Best answer: "This has nothing to do with "density", it only has to do with the quantity of mass in that location."
Density is how much mass is in a given location (volume, but in this case the same thing really). The Sun is not a black hole because its mass is spread over a sufficiently large volume. If it were compressed down to higher densities, it would be one. In that sense it has everything to do with density.

"perhaps if we knew what dark energy was, you could do it with this."
That seems a bit unlikely. It has positive energy density too, just negative pressure. I'm not quite sure exactly how you're thinking it might help, and I wouldn't say there's no way it could, but I can't see a plausible way you could somehow do something like this.

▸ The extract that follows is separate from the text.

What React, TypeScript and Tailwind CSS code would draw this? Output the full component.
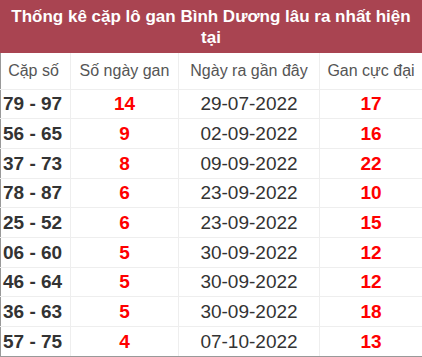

"There's also the tricky problem that the tidal and magnetic forces close to high-density objects are powerful enough to rip normal matter to bits. You don't even a black hole for this."
As I said above, really big black holes aren't all that dense. They don't exert much in the way of tidal forces as you fall through their event horizon either, so not only do you not need a black hole, a black hole doesn't even guarantee it.

"where does all the energy for the smashing up/crushing/spaghettisation/densification come from?"
It's just gravitational potential energy. It comes from the same place as the energy that makes a coyote recently deprived of ground accelerate to the bottom of a canyon.
posted by edd at 5:00 AM on September 9, 2010 [1 favorite]


It's just gravitational potential energy.

To elaborate on that, any system where you have objects spread out from each other instead of clumped together is at a higher potential state, because it takes energy to move things out and apart against the force of gravity. The big bang stretched the springs so to speak, and the crushing is just them being allowed to snap back together.